Proof of his greatness is that you can go to YouTube and look at completely different footage – like a live version of Moonage Daydream from the Hammersmith Odeon on the night of 3rd July 1973 (when he killed off Ziggy). Or a made-for-tv video of Rebel Rebel with Bowie as Halloween Jack – and he still looks like he comes from the future. Not many things from 40 years ago stand the test of time like that. (links to these videos are below)
So I was very keen to see this exhibition and I was not disappointed. I actually went twice because there was a lot I missed the first time due to the crowds. I would recommend going two and a half to three hours before closing because they stop letting people enter and the crowds will thin out around the first displays so you can go back and see what was over-crowded when you came in. A good night is Friday night when they have late closing (10pm) because the crowds disperse by then. The online tickets are all sold out and they are often sold out at the museum but if you wait until about 2pm there are often more released for the late afternoon or early evening. Just leave yourself enough time to see everything.

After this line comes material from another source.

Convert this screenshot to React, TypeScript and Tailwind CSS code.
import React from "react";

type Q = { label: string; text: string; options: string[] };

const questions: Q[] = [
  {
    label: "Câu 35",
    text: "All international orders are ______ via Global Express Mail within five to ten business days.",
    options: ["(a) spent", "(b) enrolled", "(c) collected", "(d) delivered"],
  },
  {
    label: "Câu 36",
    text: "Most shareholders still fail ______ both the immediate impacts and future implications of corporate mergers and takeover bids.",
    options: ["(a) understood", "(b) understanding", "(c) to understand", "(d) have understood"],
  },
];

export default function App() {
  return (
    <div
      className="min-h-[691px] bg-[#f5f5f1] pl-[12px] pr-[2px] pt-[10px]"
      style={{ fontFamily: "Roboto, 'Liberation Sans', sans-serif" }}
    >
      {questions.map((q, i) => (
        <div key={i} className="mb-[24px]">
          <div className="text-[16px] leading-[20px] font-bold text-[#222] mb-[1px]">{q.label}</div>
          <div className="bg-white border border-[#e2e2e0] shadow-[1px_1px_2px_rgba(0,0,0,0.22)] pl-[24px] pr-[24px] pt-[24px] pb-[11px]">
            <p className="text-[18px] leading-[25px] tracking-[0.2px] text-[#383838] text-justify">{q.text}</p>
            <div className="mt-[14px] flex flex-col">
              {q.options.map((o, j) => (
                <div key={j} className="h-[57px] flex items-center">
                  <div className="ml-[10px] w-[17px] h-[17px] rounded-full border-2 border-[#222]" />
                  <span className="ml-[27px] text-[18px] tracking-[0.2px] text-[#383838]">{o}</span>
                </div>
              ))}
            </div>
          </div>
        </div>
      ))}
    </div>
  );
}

This exhibition was not curated by Bowie, but he did give the V & A access to 7000 items in his enormous archive, in order to create this fantastic retrospective. On display are instruments, lyrics, designs, costumes and diary entries – all in original. There are also banks of monitors playing videos, film clips which play in a tiny theatre, and a huge video display just before the exit. Sennheiser (which are my favourite earphones) did the sound and it is epic. You wear headphones and as you pass displays you hear music or discussion of what you are passing. Depending on which square you are standing on in certain parts, different music and videos play for you. All the mono and stereo clips have been redone in full surround sound. When you enter the exhibition you are given a booklet explaining how exactly Sennheiser created the sound for this show.

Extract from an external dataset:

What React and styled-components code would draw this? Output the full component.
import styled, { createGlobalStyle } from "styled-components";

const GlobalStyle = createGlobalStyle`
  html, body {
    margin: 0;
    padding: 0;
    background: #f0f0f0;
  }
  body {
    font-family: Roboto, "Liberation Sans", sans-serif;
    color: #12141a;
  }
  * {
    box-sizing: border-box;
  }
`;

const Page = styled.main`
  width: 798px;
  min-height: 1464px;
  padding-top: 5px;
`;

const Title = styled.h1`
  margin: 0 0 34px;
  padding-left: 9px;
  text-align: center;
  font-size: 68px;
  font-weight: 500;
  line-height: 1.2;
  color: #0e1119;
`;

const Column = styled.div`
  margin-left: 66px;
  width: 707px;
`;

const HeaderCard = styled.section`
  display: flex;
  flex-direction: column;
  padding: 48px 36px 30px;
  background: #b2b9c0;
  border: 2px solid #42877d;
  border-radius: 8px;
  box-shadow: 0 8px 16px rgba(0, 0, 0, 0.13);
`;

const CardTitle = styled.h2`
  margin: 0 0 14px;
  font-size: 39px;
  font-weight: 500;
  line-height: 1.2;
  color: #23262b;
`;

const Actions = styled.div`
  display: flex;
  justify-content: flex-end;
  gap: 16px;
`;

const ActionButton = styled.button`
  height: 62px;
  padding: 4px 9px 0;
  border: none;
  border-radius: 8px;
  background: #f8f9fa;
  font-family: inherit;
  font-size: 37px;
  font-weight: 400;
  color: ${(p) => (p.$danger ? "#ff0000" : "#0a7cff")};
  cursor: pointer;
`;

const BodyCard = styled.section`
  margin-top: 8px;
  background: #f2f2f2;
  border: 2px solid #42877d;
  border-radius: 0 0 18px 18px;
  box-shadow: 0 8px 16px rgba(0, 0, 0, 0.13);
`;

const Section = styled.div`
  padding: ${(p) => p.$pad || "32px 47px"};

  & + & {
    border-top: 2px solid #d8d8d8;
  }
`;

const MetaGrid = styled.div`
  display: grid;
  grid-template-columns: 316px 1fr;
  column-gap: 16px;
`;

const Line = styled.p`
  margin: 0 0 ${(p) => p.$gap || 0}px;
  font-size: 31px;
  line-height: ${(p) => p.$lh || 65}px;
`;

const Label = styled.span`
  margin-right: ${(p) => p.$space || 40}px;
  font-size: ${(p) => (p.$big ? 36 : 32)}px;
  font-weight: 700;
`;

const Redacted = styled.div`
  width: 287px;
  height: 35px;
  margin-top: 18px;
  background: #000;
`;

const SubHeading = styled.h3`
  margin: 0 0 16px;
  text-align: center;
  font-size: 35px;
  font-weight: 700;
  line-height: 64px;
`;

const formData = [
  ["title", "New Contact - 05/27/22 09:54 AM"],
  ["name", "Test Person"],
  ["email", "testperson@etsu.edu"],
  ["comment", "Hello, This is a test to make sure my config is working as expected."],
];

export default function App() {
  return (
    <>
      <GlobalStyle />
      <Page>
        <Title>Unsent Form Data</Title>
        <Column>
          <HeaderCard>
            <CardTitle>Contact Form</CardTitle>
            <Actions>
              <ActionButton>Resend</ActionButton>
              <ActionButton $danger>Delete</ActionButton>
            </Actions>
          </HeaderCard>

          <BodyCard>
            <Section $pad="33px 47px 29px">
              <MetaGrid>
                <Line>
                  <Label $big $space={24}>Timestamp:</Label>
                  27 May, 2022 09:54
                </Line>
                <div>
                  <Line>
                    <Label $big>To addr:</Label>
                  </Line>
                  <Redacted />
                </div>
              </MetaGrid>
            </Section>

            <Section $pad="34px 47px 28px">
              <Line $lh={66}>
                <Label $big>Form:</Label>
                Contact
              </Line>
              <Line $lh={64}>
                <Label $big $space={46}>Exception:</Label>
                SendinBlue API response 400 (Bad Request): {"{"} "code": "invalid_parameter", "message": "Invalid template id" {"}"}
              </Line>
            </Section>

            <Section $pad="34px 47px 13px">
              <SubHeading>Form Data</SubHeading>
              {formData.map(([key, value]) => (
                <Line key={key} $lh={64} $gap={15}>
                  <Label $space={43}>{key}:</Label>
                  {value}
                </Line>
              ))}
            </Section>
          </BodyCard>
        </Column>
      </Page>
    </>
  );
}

When you are finished with the exhibition you end up in the shop, where they have Bowie badges, t-shirts, biographies, albums and DVDs, bags, calendars, posters, magnets, pencils, notebooks and many more. These can also be ordered from anywhere in the world in the V and A web shop. I can recommend the companion coffee table book to the exhibition (now reduced to £20 in paperback version), several of the biographies and the special edition dvds available of all his hard-to-find films.
There is also a David Bowie café and lots of lectures, workshops and events related to this exhibition. Some of the workshops were amazing.

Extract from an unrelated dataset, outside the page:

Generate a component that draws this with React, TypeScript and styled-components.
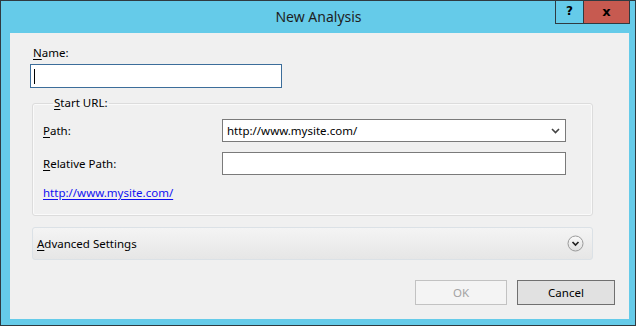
import React from "react";
import styled, { createGlobalStyle } from "styled-components";

const Global = createGlobalStyle`
  html, body { margin: 0; padding: 0; background: #ffffff; }
  body { font-family: "Noto Sans", "Open Sans", sans-serif; font-size: 11.5px; color: #000; }
`;

const Window = styled.div`
  box-sizing: border-box;
  width: 636px;
  height: 326px;
  border: 1px solid #2f3a40;
  background: #65cbe9;
  display: flex;
  flex-direction: column;
`;

const TitleBar = styled.div`
  height: 32px;
  display: grid;
  grid-template-columns: 1fr auto 1fr;
  align-items: start;
`;

const Title = styled.div`
  grid-column: 2;
  font-size: 14px;
  line-height: 32px;
  color: #1e1e1e;
  padding-left: 1px;
`;

const Controls = styled.div`
  grid-column: 3;
  justify-self: end;
  display: flex;
  margin-top: -1px;
  margin-right: 5px;
`;

const CtrlButton = styled.div<{ $close?: boolean }>`
  box-sizing: border-box;
  height: 24px;
  width: ${(p) => (p.$close ? 46 : 29)}px;
  border: 1px solid #2f3a40;
  border-left-width: ${(p) => (p.$close ? 0 : 1)}px;
  background: ${(p) => (p.$close ? "#c75a50" : "#65cbe9")};
  display: flex;
  align-items: center;
  justify-content: center;
  font-family: "DejaVu Sans", sans-serif;
  font-weight: bold;
  font-size: ${(p) => (p.$close ? 13 : 12)}px;
  color: #000;
  padding-bottom: 2px;
`;

const Content = styled.div`
  flex: 1;
  margin: 0 6px 6px 9px;
  background: #f0f0f0;
  display: flex;
  flex-direction: column;
  padding: 0 36px 14px 22px;
`;

const FieldLabel = styled.div<{ $indent?: number }>`
  line-height: 16px;
  padding-left: ${(p) => p.$indent ?? 0}px;
`;

const Acc = styled.span`
  text-decoration: underline;
  text-underline-offset: 2px;
`;

const NameBlock = styled.div`
  display: flex;
  flex-direction: column;
  gap: 3px;
  margin-top: 12px;
  margin-left: -2px;
`;

const TextBox = styled.div<{ $focused?: boolean; $width?: number }>`
  box-sizing: border-box;
  width: ${(p) => (p.$width ? `${p.$width}px` : "100%")};
  height: ${(p) => (p.$focused ? 24 : 23)}px;
  background: #fff;
  border: 1px solid ${(p) => (p.$focused ? "#3c6d9a" : "#7a7a7a")};
  display: flex;
  align-items: center;
  padding: 0 4px;
  gap: 4px;
`;

const Caret = styled.div`
  width: 1px;
  height: 15px;
  background: #000;
  margin-left: -1px;
`;

const Group = styled.fieldset`
  box-sizing: border-box;
  margin: 8px 0 0 0;
  height: 120px;
  border: 1px solid #dcdcdc;
  border-radius: 3px;
  box-shadow: inset 0 0 0 1px #fafafa;
  padding: 9px 26px 0 10px;
  display: flex;
  flex-direction: column;
  min-width: 0;
`;

const Legend = styled.legend`
  padding: 0 1px;
  margin-left: 10px;
  line-height: 14px;
`;

const FormRow = styled.div`
  display: grid;
  grid-template-columns: 179px 1fr;
  align-items: center;
  margin-bottom: 10px;
`;

const ValueText = styled.span`
  flex: 1;
  white-space: nowrap;
`;

const Chevron = styled.svg`
  flex: none;
  margin-right: 1px;
`;

const LinkText = styled.a`
  color: #1010f0;
  text-decoration: underline;
  text-underline-offset: 2px;
  line-height: 16px;
  align-self: flex-start;
  cursor: pointer;
`;

const Expander = styled.div`
  box-sizing: border-box;
  margin-top: 11px;
  height: 33px;
  border: 1px solid #dbe1e6;
  border-radius: 3px;
  background: linear-gradient(#f4f4f4, #e6e6e6);
  display: flex;
  align-items: center;
  justify-content: space-between;
  padding: 0 8px 0 4px;
`;

const ExpandIcon = styled.svg`
  flex: none;
`;

const ButtonRow = styled.div`
  margin-top: auto;
  margin-right: -22px;
  display: flex;
  justify-content: flex-end;
  gap: 10px;
`;

const Button = styled.button<{ $width: number; $disabled?: boolean }>`
  box-sizing: border-box;
  width: ${(p) => p.$width}px;
  height: 25px;
  font-family: inherit;
  font-size: 11.5px;
  border: 1px solid ${(p) => (p.$disabled ? "#c2c2c2" : "#707070")};
  background: ${(p) => (p.$disabled ? "#f4f4f4" : "#e1e1e1")};
  color: ${(p) => (p.$disabled ? "#a3a3a3" : "#000")};
  padding: 0 0 1px 0;
  margin: 0;
`;

export default function App() {
  return (
    <>
      <Global />
      <Window>
        <TitleBar>
          <Title>New Analysis</Title>
          <Controls>
            <CtrlButton>?</CtrlButton>
            <CtrlButton $close>x</CtrlButton>
          </Controls>
        </TitleBar>
        <Content>
          <NameBlock>
            <FieldLabel $indent={3}>
              <Acc>N</Acc>ame:
            </FieldLabel>
            <TextBox $focused $width={252}>
              <Caret />
            </TextBox>
          </NameBlock>
          <Group>
            <Legend>
              <Acc>S</Acc>tart URL:
            </Legend>
            <FormRow>
              <FieldLabel>
                <Acc>P</Acc>ath:
              </FieldLabel>
              <TextBox>
                <ValueText>http://www.mysite.com/</ValueText>
                <Chevron width="9" height="6" viewBox="0 0 9 6">
                  <path d="M1 1 L4.5 4.5 L8 1" fill="none" stroke="#444" strokeWidth="1.6" />
                </Chevron>
              </TextBox>
            </FormRow>
            <FormRow>
              <FieldLabel>
                <Acc>R</Acc>elative Path:
              </FieldLabel>
              <TextBox />
            </FormRow>
            <LinkText>http://www.mysite.com/</LinkText>
          </Group>
          <Expander>
            <span>
              <Acc>A</Acc>dvanced Settings
            </span>
            <ExpandIcon width="17" height="17" viewBox="0 0 17 17">
              <defs>
                <linearGradient id="eg" x1="0" y1="0" x2="0" y2="1">
                  <stop offset="0" stopColor="#fbfbfb" />
                  <stop offset="1" stopColor="#dedede" />
                </linearGradient>
              </defs>
              <circle cx="8.5" cy="8.5" r="7.5" fill="url(#eg)" stroke="#9a9a9a" strokeWidth="1" />
              <path d="M5.5 7 L8.5 10 L11.5 7" fill="none" stroke="#222" strokeWidth="1.7" />
            </ExpandIcon>
          </Expander>
          <ButtonRow>
            <Button $width={92} $disabled disabled>
              OK
            </Button>
            <Button $width={98}>Cancel</Button>
          </ButtonRow>
        </Content>
      </Window>
    </>
  );
}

On 13 August there will be a cinema event of this exhibition. Read more about it here.
When that is over, the exhibition will start to tour the world. It is a must see! At the V & A it broke all records for advance ticket sales, and since then has broken all attendance records for the museum and the online tickets are permanently sold out. Here is the first list of cities it will visit. This list will be updated as new venues are announced.
I learned a lot, such as:
- Bowie was the first artist to have a web presence with an interactive website
- He has sold more than 140 million albums
- He has played to 80 000 fans in New Zealand – the largest audience per capita anywhere
- He established Bowie bonds – securities collateralized by future earnings of singer David Bowie’s song catalog. Issued in 1997, Bowie Bonds established a new category of securitized debt in which entertainers sold future royalties to investors
- He plays electric and acoustic guitars; saxophone; keyboards including piano and synthesizers; harmonica, xylophone, stylophone, drums, percussion, cello and viola
- He has designed stage sets, album covers (most notably Diamond Dogs) and has complete control of projects
- Apart from acting in quite a few films, he was also a hit in Elephant Man on Broadway. He played the Elephant Man, John Merrick and did not use makeup or prosthetics – just speech and bodily movements – to portray the character. He was actually extremely good. Clips are shown in the exhibition
- He is trained in mime and cabaret. Clips are shown in the exhibition
- He was one of the first people to use McQueen as a designer
- He turned down a knighthood in 2003
- He started a society called ‘The Society for the Prevention of Cruelty to Long-Haired Men’
Click on the images below to see bigger pictures and cycle through them.
These are some of the videos they show:
and one of the exhibition
and, as promised above, links to two of my favourie Bowie clips:
First, Moonage Daydream live from the Hammersmith Odeon on 3rd July 1973. This is probably my favourite Bowie song and video of all time. It shows Bowie’s showmanship, his fantastic voice, his songwriting talent, his ability to be simultaneously masculine and feminine, the chemistry between Mick Ronson and Bowie and the great extended Ronson guitar solo (which allowed Bowie to disappear for a costume change for the next song). This was the last time Bowie appeared as Ziggy. He announced his retirement at the end of this concert -surprising both the band and the audience, who knew nothing about it. Bowie later said he was absolutely exhausted and utterly tired of Ziggy. But you would not say it by looking at his energy and chemistry with Ronson and the audience in this clip. The 2 simple silver bracelets Bowie always wore on his left arm seemed at odds with the over the top costumes but they were wedding bracelets – worn by him and Angie Bowie instead of traditional wedding rings. Read more about them here. You can buy a DVD of the whole concert – I can recommend it.
And second, Rebel Rebel from 1974. This was the last glam rock single Bowie made, and this made my dad totally apoplectic – the lyrics, Bowie’s androgyny, the outfit (complete with signature Bowie Bulge) and his suggestive guitar stroking and facial expressions. To this day I love it – and it has not dated at all!